We all share a touch of pareidolia, seeing wolves and ships and faces in clouds, but Pascal-Désir Maison-neuve’s shell art “Le Diable (The Devil)” transforms objects we generally see as beautiful into a visage that taunts us with its wild, spiraling eyes.
Francis Palanque scrawled on crushed eggshells. Jeanne Tripier out-Rorschached Rorschach in sugar and ink. Jean Marchand and Juliette Bataille worked in bits of string and yarn they found. Art Brut is a primer for contemporary practice.
It is hard these days to imagine any corner of human experience that might be somehow untainted, unmediated by culture. Philosophers of French Structuralism and Post-Structuralism — Barthes and Derrida, for example — might have argued that Dubuffet’s quest was nothing more than an exercise in futility. But, like all Holy Grails, the journey may well be more important than the object of the quest. Perhaps no single Art Brut work shows the artistic impulse in full, made visible, yet the shadow of the impulse shimmers in each of them in ways that sent, and continue to send, shock waves.
If we collect art in order to partake, in some way, of some narrow slice of the impulse that gives rise to the work in the first place, the desire to see that impulse made manifest speaks to a need to connect on an even deeper level. Something in us wants access to a precognitive plane, wants — to borrow from William Blake — to experience innocence. In books, plays and films from Candide to Huck Finn, from Forrest Gump to Nell, we create characters through whose eyes we try to see the world as if for the first time. In music — think Philip Glass, hip-hop and our keen interest in traditional music from around the world — we discard tonality and return to the rhythms of our bodies and the earth. In the visual arts — Richard Serra’s bioform art, Ugo Rondinone’s giant cyclopean figures, Maya Lin’s site-specific works at Storm King — ephemeral art, art that is meant to decay, to rust, to vanish, is a thing, a movement.

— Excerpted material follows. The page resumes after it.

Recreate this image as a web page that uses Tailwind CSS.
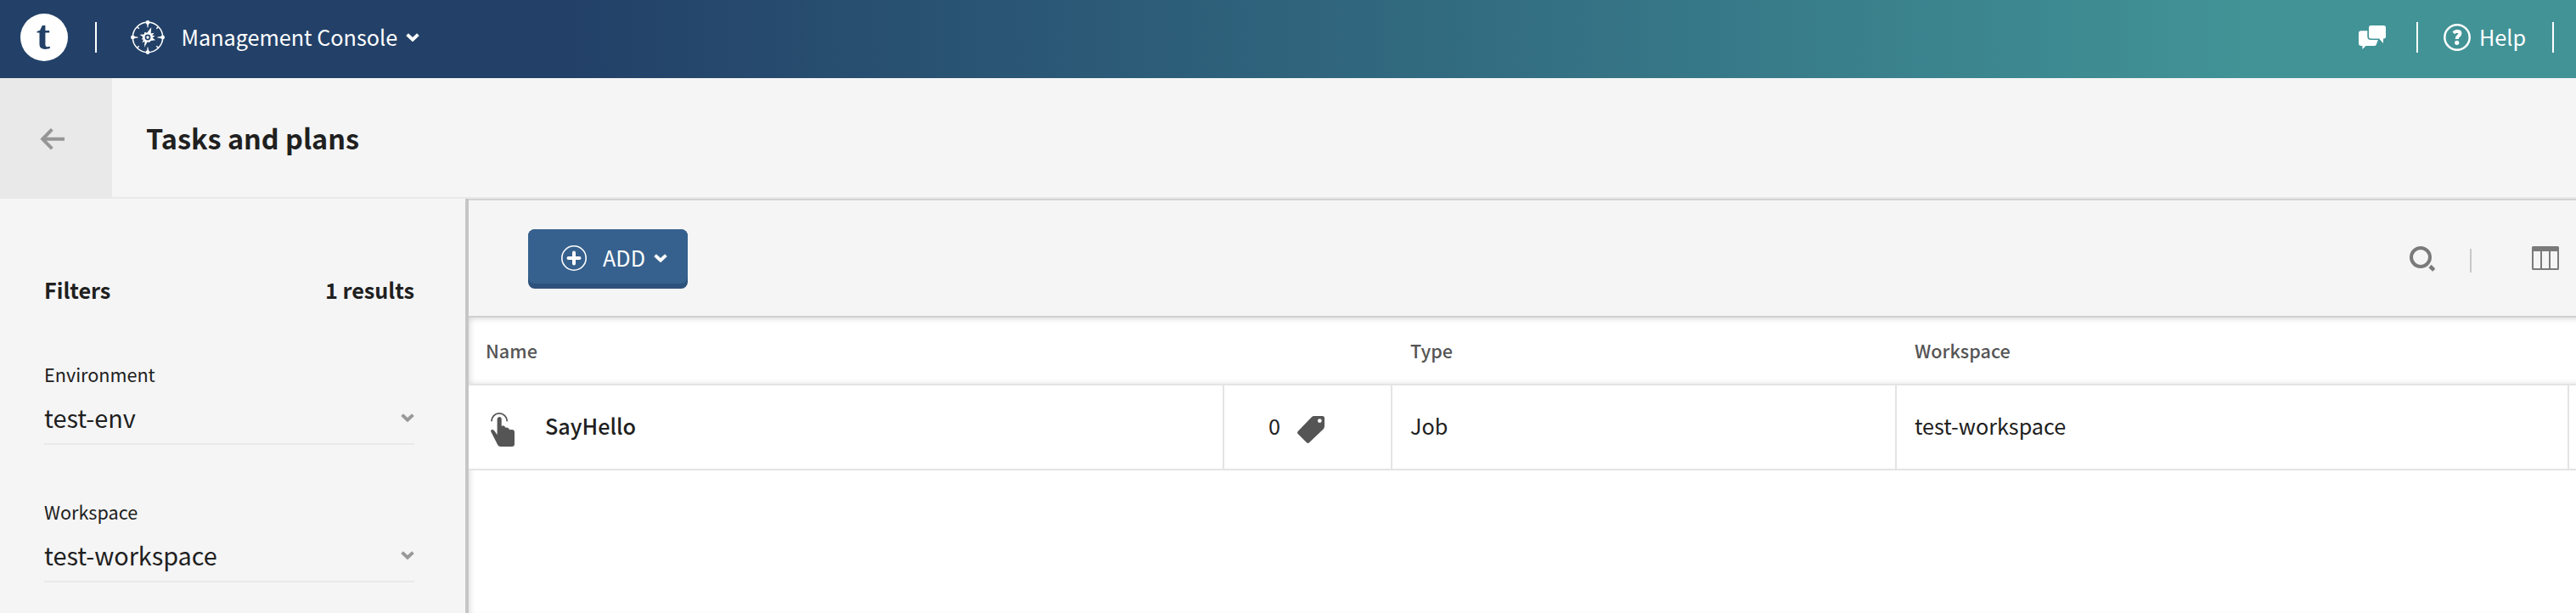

Yet to assert that Art Brut, or any of the works I have just mentioned, seeks meaning in the savage, the primitive, the aberrant, is to contradict what Dubuffet was all about. Dubuffet, as the catalog describes it, famously shared a meal with the art critic Clement Greenberg, and the argument between them — surely about Art Brut’s rawness versus Greenberg’s endeavor to present Modern art as an outgrowth of a carefully considered aesthetic, unless it was about the peas — led to the two men dining at separate tables.
No, the art and artists Dubuffet discovered and championed are more akin to the sensitive souls in H.P. Lovecraft’s weird fictions (The Call of Cthulhu springs immediately to mind) who channel visions of a primordial past that are also prescient harbingers of an unimaginable future. For a time, these characters paint and sculpt incredible, impossible, grotesque works, automatically. Then something transpires; the impulse recedes. They snap out of their personae, sometimes cease making art altogether. But their works remain as a testament and puzzle. Further, and this is the point, the art does not really stop. It just stops being made where we can see it.
Art Brut does not express otherness or indulge in nostalgia for a lost Eden. What it offers is a glimpse into an archetypal impulse buried deep within, inside all of us, one we carry everywhere, at all times, an impulse hard to recognize, still harder to tap, impossible to maintain, an impulse that is nevertheless essential to our sense of ourselves as a species. On some conscious, or unconscious, level, we are all always making art.
See “Art Brut in America: The Incursion of Jean Dubuffet” at the American Folk Art Museum. Look at your doodles. Look.